Edited by dkramalc on 01/12/2014 12:10:00 MST.

William Chilton
(WilliamC3) - MLife

Locale: Antakya
Frameless packs can transfer weight to the hips on 01/12/2014 09:22:12 MST Print View

This conversation seems to be being conducted as if there is a dichotomy between framed packs which transfer weight to the hips and frameless packs which put all the weight on the shoulders. This is not the case in my experience.

Desert Dweller
(Drusilla)

Locale: Wild Wild West
What Dan says on 01/12/2014 09:24:15 MST Print View

Dan is probably the most knowledgeable resource we have and deserves respect.

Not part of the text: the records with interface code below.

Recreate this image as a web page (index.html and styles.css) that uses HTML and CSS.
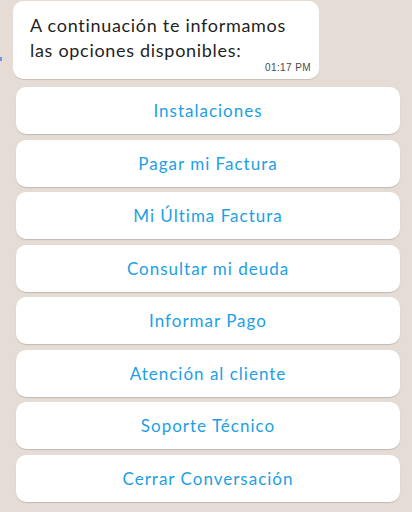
FILE: index.html
```html
<!DOCTYPE html>
<html lang="es">
<head>
<meta charset="utf-8">
<link rel="stylesheet" href="styles.css">
</head>
<body>
<div class="chat">
  <span class="dot"></span>
  <div class="bubble">
    <p class="msg">A continuación te informamos<br>las opciones disponibles:</p>
    <span class="time">01:17 PM</span>
  </div>
  <div class="options">
    <button class="opt">Instalaciones</button>
    <button class="opt">Pagar mi Factura</button>
    <button class="opt">Mi Última Factura</button>
    <button class="opt">Consultar mi deuda</button>
    <button class="opt">Informar Pago</button>
    <button class="opt">Atención al cliente</button>
    <button class="opt">Soporte Técnico</button>
    <button class="opt">Cerrar Conversación</button>
  </div>
</div>
</body>
</html>
```
FILE: styles.css
```css
html, body {
  margin: 0;
  padding: 0;
  background: #e5ddd5;
  width: 412px;
  height: 512px;
  overflow: hidden;
  font-family: Lato, "Noto Sans", sans-serif;
}
.chat {
  position: relative;
  padding: 1px 0 0 0;
}
.dot {
  position: absolute;
  left: 0;
  top: 57px;
  width: 2px;
  height: 4px;
  background: #7b8cf2;
}
.bubble {
  margin-left: 13px;
  width: 306px;
  box-sizing: border-box;
  background: #fff;
  border-radius: 10px;
  box-shadow: 0 1px 0.5px rgba(0,0,0,0.13);
  padding: 12px 8px 6px 17px;
  display: flex;
  flex-direction: column;
  height: 78px;
}
.msg {
  margin: 0;
  font-size: 18px;
  line-height: 25px;
  color: #1f1f1f;
  letter-spacing: 0.7px;
  white-space: nowrap;
}
.time {
  align-self: flex-end;
  font-family: "Liberation Sans", Arial, sans-serif;
  font-size: 10px;
  line-height: 12px;
  color: #4a4a4a;
  margin-top: -1px;
  letter-spacing: 0.4px;
}
.options {
  margin: 8px 12px 0 16px;
  display: flex;
  flex-direction: column;
  gap: 5.5px;
}
.opt {
  height: 47px;
  border: none;
  background: #fff;
  border-radius: 10px;
  box-shadow: 0 1px 1px rgba(0,0,0,0.16);
  font-family: Lato, "Noto Sans", sans-serif;
  font-size: 17px;
  color: #1d9fe3;
  letter-spacing: 1px;
  padding: 0;
  cursor: pointer;
}
```
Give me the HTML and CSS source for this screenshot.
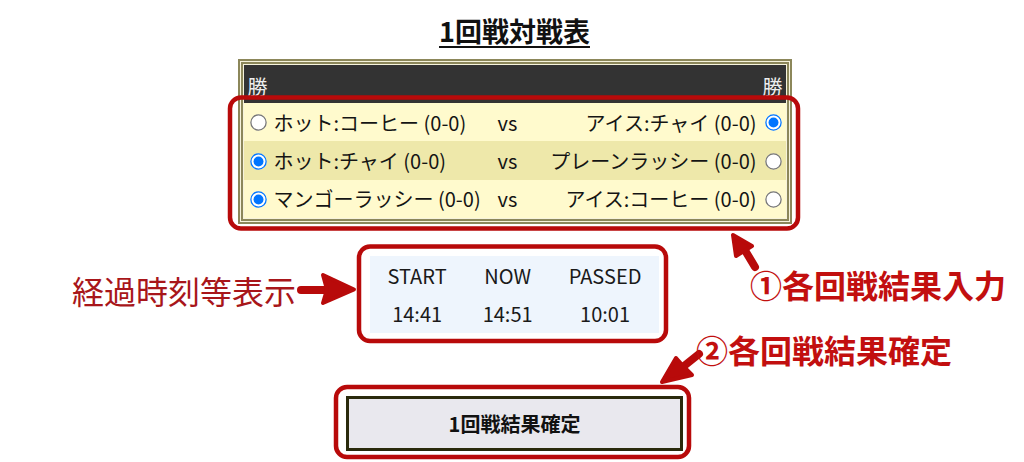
FILE: index.html
```html
<!DOCTYPE html>
<html lang="ja">
<head>
<meta charset="utf-8">
<title>1回戦対戦表</title>
<link rel="stylesheet" href="styles.css">
</head>
<body>
<main class="page">
  <h1 class="title">1回戦対戦表</h1>
  <div class="bracket">
    <div class="head"><span>勝</span><span>勝</span></div>
    <div class="match odd">
      <label class="side left"><input type="radio" name="m1"><span>ホット:コーヒー (0-0)</span></label>
      <span class="vs">vs</span>
      <label class="side right"><span>アイス:チャイ (0-0)</span><input type="radio" name="m1" checked></label>
    </div>
    <div class="match even">
      <label class="side left"><input type="radio" name="m2" checked><span>ホット:チャイ (0-0)</span></label>
      <span class="vs">vs</span>
      <label class="side right"><span>プレーンラッシー (0-0)</span><input type="radio" name="m2"></label>
    </div>
    <div class="match odd">
      <label class="side left"><input type="radio" name="m3" checked><span>マンゴーラッシー (0-0)</span></label>
      <span class="vs">vs</span>
      <label class="side right"><span>アイス:コーヒー (0-0)</span><input type="radio" name="m3"></label>
    </div>
  </div>
  <table class="clock">
    <tr><th>START</th><th>NOW</th><th>PASSED</th></tr>
    <tr><td>14:41</td><td>14:51</td><td>10:01</td></tr>
  </table>
  <button class="confirm" type="button">1回戦結果確定</button>
</main>

<div class="notes">
  <svg class="marks" width="1024" height="462" viewBox="0 0 1024 462" xmlns="http://www.w3.org/2000/svg">
    <g fill="none" stroke="#b80a0a" stroke-width="4.5">
      <rect x="230" y="97.5" width="568" height="131" rx="11"/>
      <rect x="359" y="246.5" width="307" height="94.5" rx="11"/>
      <rect x="336" y="387" width="353" height="70" rx="11"/>
    </g>
    <g fill="#b80a0a" stroke="#b80a0a" stroke-linejoin="round" stroke-linecap="round">
      <line x1="301" y1="290" x2="328" y2="290" stroke-width="8"/>
      <polygon points="323,275 354,289.5 323,303 327,289.5" stroke-width="4"/>
      <line x1="746" y1="252" x2="755" y2="267" stroke-width="8"/>
      <polygon points="733,235 736,256 744,251 752,246" stroke-width="4"/>
      <line x1="684" y1="366" x2="699" y2="354" stroke-width="8"/>
      <polygon points="662,382 676,358 684,367 692,375" stroke-width="4"/>
    </g>
  </svg>
  <div class="note note-clock">経過時刻等表示</div>
  <div class="note note-input">①各回戦結果入力</div>
  <div class="note note-confirm">②各回戦結果確定</div>
</div>
</body>
</html>
```

FILE: styles.css
```css
html, body {
  margin: 0;
  padding: 0;
  overflow: hidden;
  background: #ffffff;
}

body {
  font-family: "Noto Sans CJK JP", "Noto Sans", sans-serif;
  color: #141414;
  position: relative;
  height: 462px;
}

.page {
  display: flex;
  flex-direction: column;
  align-items: center;
  padding-left: 5px;
}

.title {
  margin: 13px 0 10px;
  font-size: 27px;
  line-height: 36px;
  font-weight: 700;
  text-decoration: underline;
  text-decoration-thickness: 2px;
  text-underline-offset: 4px;
  color: #111;
}

.bracket {
  width: 554px;
  box-sizing: border-box;
  border: 5px double #8c875a;
  padding: 1px;
  background: #f6f3dc;
  font-size: 20px;
}

.head {
  display: flex;
  justify-content: space-between;
  height: 38px;
  box-sizing: border-box;
  padding: 10px 3px 0 4px;
  line-height: 24px;
  background: #333333;
  color: #eeeeee;
}

.match {
  display: grid;
  grid-template-columns: 254px 40px 1fr;
  align-items: center;
  height: 38.4px;
  line-height: 28px;
  padding-top: 1px;
  box-sizing: border-box;
}

.odd { background: #fffacd; }
.even { background: #eee8aa; }

.side {
  display: flex;
  align-items: center;
  white-space: nowrap;
}

.left {
  gap: 9px;
  padding-left: 8px;
}

.right {
  justify-content: flex-end;
  gap: 10px;
  padding-right: 6px;
}

.side input {
  margin: 0;
  flex: 0 0 13px;
  width: 13px;
  height: 13px;
  transform: scale(1.27);
}

.vs {
  text-align: left;
}

.clock {
  margin-top: 32px;
  border-spacing: 0;
  padding-top: 1px;
  background: #eef5fd;
  font-size: 20px;
  color: #1a1a1a;
}

.clock th,
.clock td {
  height: 38px;
  padding: 0 18px;
  text-align: center;
  font-weight: 400;
  line-height: 28px;
}

.confirm {
  margin-top: 63px;
  width: 337px;
  height: 55px;
  box-sizing: border-box;
  border: 3px solid #2a2a0c;
  background: #e9e8ee;
  font-family: "Noto Sans CJK JP", "Noto Sans", sans-serif;
  font-size: 20px;
  font-weight: 700;
  color: #111;
}

.notes {
  position: absolute;
  left: 0;
  top: 0;
  width: 1024px;
  height: 462px;
  pointer-events: none;
}

.marks {
  position: absolute;
  left: 0;
  top: 0;
}

.note {
  position: absolute;
  font-size: 32px;
  line-height: 40px;
  white-space: nowrap;
}

.note-clock {
  left: 72px;
  top: 270px;
  color: #a8161a;
  font-weight: 400;
}

.note-input {
  left: 750px;
  top: 264px;
  color: #c20f0f;
  font-weight: 700;
}

.note-confirm {
  left: 696px;
  top: 329px;
  color: #c20f0f;
  font-weight: 700;
}
```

If YOU can deal with UL packs where and how you hike then great. To each his own. I live in the desert, I MUST carry water so as much as I wanted to make the UL packs work ( I invested in three) they just could not deliver for me so I got a McHale (used) and will probably get another (custom) for smaller loads. I too come from the Kelty Tioga days....and remember the pain while doing the CDT in 1981... I hope to never have to endure torture like that again! 3,100 miles of my hipbones being ground to nothing and my shoulders damaged is not amongst my fond memories of that hike. My McHale is like heaven compared to that.

jerry adams
(retiredjerry) - MLife

Locale: Oregon and Washington
Re: What Dan says on 01/12/2014 09:59:50 MST Print View

Each person and pack are different - no one solution is best for all cases

If I can use a 1 pound pack rather than a 3 pound pack and hike my hike comfortably, then that's a good thing

I think BPL is not about getting the recommended solution, but a bunch of ideas, some of which I find useful. Sometimes I'll dismiss an idea but later, it becomes useful either because I think about it differently, or my conditions change.

Someone had an equipment list with a 0.85 ounce Sansa Clip MP3. Another person suggested they ditch it because it weighs too much (I think maybe it was philisophically against electronics). My take-away was, a sub 1 ounce MP3/FM receiver??? Amazing!!! I got one and have been using it ever since. Great idea!